━━ PROVIDED DATA ━━
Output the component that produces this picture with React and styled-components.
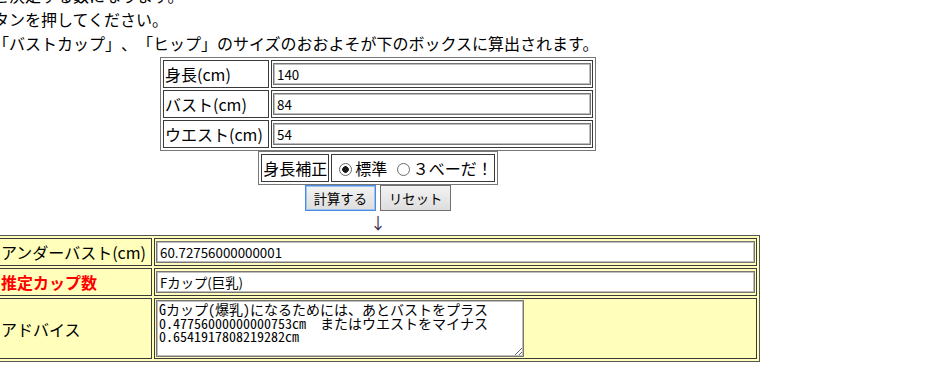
import React from 'react';
import styled, { createGlobalStyle } from 'styled-components';

const GlobalStyle = createGlobalStyle`
  html, body {
    margin: 0;
    padding: 0;
    background: #fff;
    overflow: hidden;
  }
  body {
    font-family: 'Noto Sans CJK JP', 'Noto Sans', sans-serif;
    color: #000;
    text-spacing-trim: space-all;
  }
`;

// ページ全体（少しスクロールされた状態）
const Page = styled.div`
  margin: -17px 0 0 -4px;
  width: 764px;
  font-size: 16px;
  line-height: 24px;
`;

const Intro = styled.div`
  white-space: nowrap;
  margin-left: -3px;
`;

const FormTable = styled.table`
  margin: ${(p) => p.$top || 0}px auto 0;
  width: ${(p) => (p.$width ? `${p.$width}px` : 'auto')};
  border-collapse: separate;
  border-spacing: 2px;
  border: 1px solid #777;
  background: ${(p) => p.$bg || 'transparent'};
  ${(p) => p.$bg && 'border-color: #555;'}
`;

const Cell = styled.td`
  border: 1px solid #3a3a3a;
  padding: 1px;
  line-height: 24px;
  vertical-align: middle;
  white-space: nowrap;
  width: ${(p) => (p.$w ? `${p.$w}px` : 'auto')};
  color: ${(p) => (p.$alert ? '#ff0000' : '#000')};
  font-weight: ${(p) => (p.$alert ? 700 : 400)};
`;

const TextInput = styled.input`
  display: block;
  box-sizing: border-box;
  width: 100%;
  height: 22px;
  margin: 0;
  padding: 1px 3px;
  font-family: 'Noto Sans CJK JP', sans-serif;
  font-size: 13.33px;
  color: #000;
  background: #fff;
  border: 1px solid #767676;
  box-shadow: inset 0 0 0 1px #bdbdbd;
  border-radius: 0;
  outline: none;
`;

const Radio = styled.input`
  appearance: none;
  box-sizing: border-box;
  width: 13px;
  height: 13px;
  margin: 0 3px 0 6px;
  border: 1px solid #6a6a6a;
  border-radius: 50%;
  background: #fff;
  vertical-align: -1px;

  &:checked {
    background: radial-gradient(circle, #1a1a1a 0 3px, #fff 3.6px);
  }
`;

const ButtonRow = styled.div`
  display: flex;
  justify-content: center;
  gap: 4px;
`;

const Button = styled.button`
  box-sizing: border-box;
  height: 26px;
  padding: 0 8px;
  font-family: 'Noto Sans CJK JP', sans-serif;
  font-size: 13.33px;
  color: #000;
  background: linear-gradient(#f3f3f3, #dddddd);
  border: 1px solid ${(p) => (p.$focused ? '#4a8ae0' : '#707070')};
  box-shadow: ${(p) => (p.$focused ? 'inset 0 0 0 1px #9cc2f0' : 'none')};
  border-radius: 0;
`;

const Arrow = styled.div`
  text-align: center;
  height: 24px;
  line-height: 22px;
  font-size: 16px;
  color: #3a2a48;
`;

const Advice = styled.textarea`
  display: block;
  box-sizing: border-box;
  width: 368px;
  height: 57px;
  margin: 0;
  padding: 2px 2px;
  font-family: 'Noto Sans Mono CJK JP', 'Noto Sans CJK JP', monospace;
  font-size: 14px;
  line-height: 13.5px;
  color: #000;
  background: #fff;
  border: 1px solid #767676;
  box-shadow: inset 0 0 0 1px #bdbdbd;
  border-radius: 0;
  outline: none;
`;

const adviceText =
  'Gカップ(爆乳)になるためには、あとバストをプラス0.47756000000000753cm　またはウエストをマイナス0.6541917808219282cm';

const App = () => {
  return (
    <>
      <GlobalStyle />
      <Page>
        <Intro>
          と決定する数になります。
          <br />
          タンを押してください。
          <br />
          「バストカップ」、「ヒップ」のサイズのおおよそが下のボックスに算出されます。
        </Intro>

        <FormTable $top={2} $width={436}>
          <tbody>
            <tr>
              <Cell $w={102}>身長(cm)</Cell>
              <Cell>
                <TextInput type="text" defaultValue="140" />
              </Cell>
            </tr>
            <tr>
              <Cell>バスト(cm)</Cell>
              <Cell>
                <TextInput type="text" defaultValue="84" />
              </Cell>
            </tr>
            <tr>
              <Cell>ウエスト(cm)</Cell>
              <Cell>
                <TextInput type="text" defaultValue="54" />
              </Cell>
            </tr>
          </tbody>
        </FormTable>

        <FormTable>
          <tbody>
            <tr>
              <Cell>身長補正</Cell>
              <Cell>
                <Radio type="radio" name="hosei" defaultChecked />
                標準 <Radio type="radio" name="hosei" />３べーだ！
              </Cell>
            </tr>
          </tbody>
        </FormTable>

        <ButtonRow>
          <Button $focused>計算する</Button>
          <Button>リセット</Button>
        </ButtonRow>

        <Arrow>↓</Arrow>

        <FormTable $width={764} $bg="#ffffbb">
          <tbody>
            <tr>
              <Cell $w={149}>アンダーバスト(cm)</Cell>
              <Cell>
                <TextInput type="text" defaultValue="60.72756000000001" />
              </Cell>
            </tr>
            <tr>
              <Cell $alert>推定カップ数</Cell>
              <Cell>
                <TextInput type="text" defaultValue="Fカップ(巨乳)" />
              </Cell>
            </tr>
            <tr>
              <Cell>アドバイス</Cell>
              <Cell>
                <Advice defaultValue={adviceText} />
              </Cell>
            </tr>
          </tbody>
        </FormTable>
      </Page>
    </>
  );
};

export default App;
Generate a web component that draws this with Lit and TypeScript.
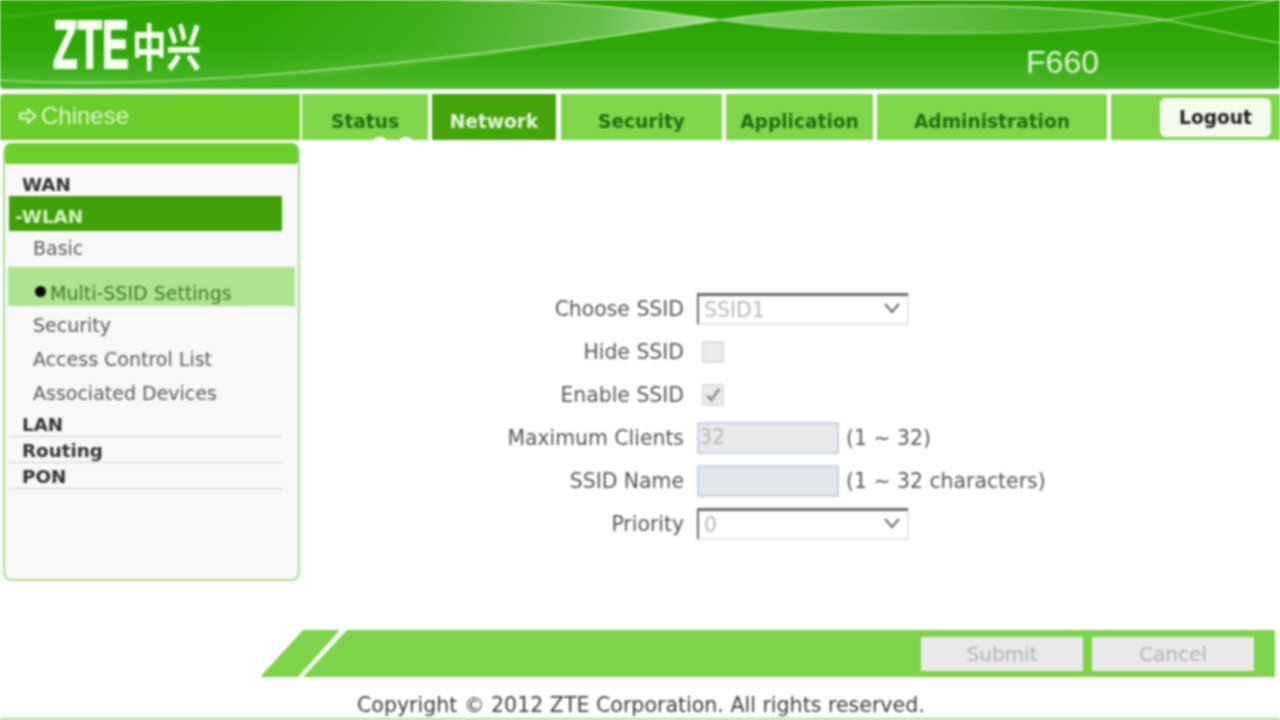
━━━
## WHAT IS NEEDED
Your copy of the data above should match it exactly, except that pictures are left out.

## RESPONSE BELOW
Output the component that produces this picture with React and styled-components.
import React from 'react';
import styled, { createGlobalStyle } from 'styled-components';

const GlobalStyle = createGlobalStyle`
  html, body {
    margin: 0;
    padding: 0;
    background: #fff;
    overflow: hidden;
  }
  body {
    font-family: 'Noto Sans CJK JP', 'Noto Sans', sans-serif;
    color: #000;
    text-spacing-trim: space-all;
  }
`;

// ページ全体（少しスクロールされた状態）
const Page = styled.div`
  margin: -17px 0 0 -4px;
  width: 764px;
  font-size: 16px;
  line-height: 24px;
`;

const Intro = styled.div`
  white-space: nowrap;
  margin-left: -3px;
`;

const FormTable = styled.table`
  margin: ${(p) => p.$top || 0}px auto 0;
  width: ${(p) => (p.$width ? `${p.$width}px` : 'auto')};
  border-collapse: separate;
  border-spacing: 2px;
  border: 1px solid #777;
  background: ${(p) => p.$bg || 'transparent'};
  ${(p) => p.$bg && 'border-color: #555;'}
`;

const Cell = styled.td`
  border: 1px solid #3a3a3a;
  padding: 1px;
  line-height: 24px;
  vertical-align: middle;
  white-space: nowrap;
  width: ${(p) => (p.$w ? `${p.$w}px` : 'auto')};
  color: ${(p) => (p.$alert ? '#ff0000' : '#000')};
  font-weight: ${(p) => (p.$alert ? 700 : 400)};
`;

const TextInput = styled.input`
  display: block;
  box-sizing: border-box;
  width: 100%;
  height: 22px;
  margin: 0;
  padding: 1px 3px;
  font-family: 'Noto Sans CJK JP', sans-serif;
  font-size: 13.33px;
  color: #000;
  background: #fff;
  border: 1px solid #767676;
  box-shadow: inset 0 0 0 1px #bdbdbd;
  border-radius: 0;
  outline: none;
`;

const Radio = styled.input`
  appearance: none;
  box-sizing: border-box;
  width: 13px;
  height: 13px;
  margin: 0 3px 0 6px;
  border: 1px solid #6a6a6a;
  border-radius: 50%;
  background: #fff;
  vertical-align: -1px;

  &:checked {
    background: radial-gradient(circle, #1a1a1a 0 3px, #fff 3.6px);
  }
`;

const ButtonRow = styled.div`
  display: flex;
  justify-content: center;
  gap: 4px;
`;

const Button = styled.button`
  box-sizing: border-box;
  height: 26px;
  padding: 0 8px;
  font-family: 'Noto Sans CJK JP', sans-serif;
  font-size: 13.33px;
  color: #000;
  background: linear-gradient(#f3f3f3, #dddddd);
  border: 1px solid ${(p) => (p.$focused ? '#4a8ae0' : '#707070')};
  box-shadow: ${(p) => (p.$focused ? 'inset 0 0 0 1px #9cc2f0' : 'none')};
  border-radius: 0;
`;

const Arrow = styled.div`
  text-align: center;
  height: 24px;
  line-height: 22px;
  font-size: 16px;
  color: #3a2a48;
`;

const Advice = styled.textarea`
  display: block;
  box-sizing: border-box;
  width: 368px;
  height: 57px;
  margin: 0;
  padding: 2px 2px;
  font-family: 'Noto Sans Mono CJK JP', 'Noto Sans CJK JP', monospace;
  font-size: 14px;
  line-height: 13.5px;
  color: #000;
  background: #fff;
  border: 1px solid #767676;
  box-shadow: inset 0 0 0 1px #bdbdbd;
  border-radius: 0;
  outline: none;
`;

const adviceText =
  'Gカップ(爆乳)になるためには、あとバストをプラス0.47756000000000753cm　またはウエストをマイナス0.6541917808219282cm';

const App = () => {
  return (
    <>
      <GlobalStyle />
      <Page>
        <Intro>
          と決定する数になります。
          <br />
          タンを押してください。
          <br />
          「バストカップ」、「ヒップ」のサイズのおおよそが下のボックスに算出されます。
        </Intro>

        <FormTable $top={2} $width={436}>
          <tbody>
            <tr>
              <Cell $w={102}>身長(cm)</Cell>
              <Cell>
                <TextInput type="text" defaultValue="140" />
              </Cell>
            </tr>
            <tr>
              <Cell>バスト(cm)</Cell>
              <Cell>
                <TextInput type="text" defaultValue="84" />
              </Cell>
            </tr>
            <tr>
              <Cell>ウエスト(cm)</Cell>
              <Cell>
                <TextInput type="text" defaultValue="54" />
              </Cell>
            </tr>
          </tbody>
        </FormTable>

        <FormTable>
          <tbody>
            <tr>
              <Cell>身長補正</Cell>
              <Cell>
                <Radio type="radio" name="hosei" defaultChecked />
                標準 <Radio type="radio" name="hosei" />３べーだ！
              </Cell>
            </tr>
          </tbody>
        </FormTable>

        <ButtonRow>
          <Button $focused>計算する</Button>
          <Button>リセット</Button>
        </ButtonRow>

        <Arrow>↓</Arrow>

        <FormTable $width={764} $bg="#ffffbb">
          <tbody>
            <tr>
              <Cell $w={149}>アンダーバスト(cm)</Cell>
              <Cell>
                <TextInput type="text" defaultValue="60.72756000000001" />
              </Cell>
            </tr>
            <tr>
              <Cell $alert>推定カップ数</Cell>
              <Cell>
                <TextInput type="text" defaultValue="Fカップ(巨乳)" />
              </Cell>
            </tr>
            <tr>
              <Cell>アドバイス</Cell>
              <Cell>
                <Advice defaultValue={adviceText} />
              </Cell>
            </tr>
          </tbody>
        </FormTable>
      </Page>
    </>
  );
};

export default App;
Generate a web component that draws this with Lit and TypeScript.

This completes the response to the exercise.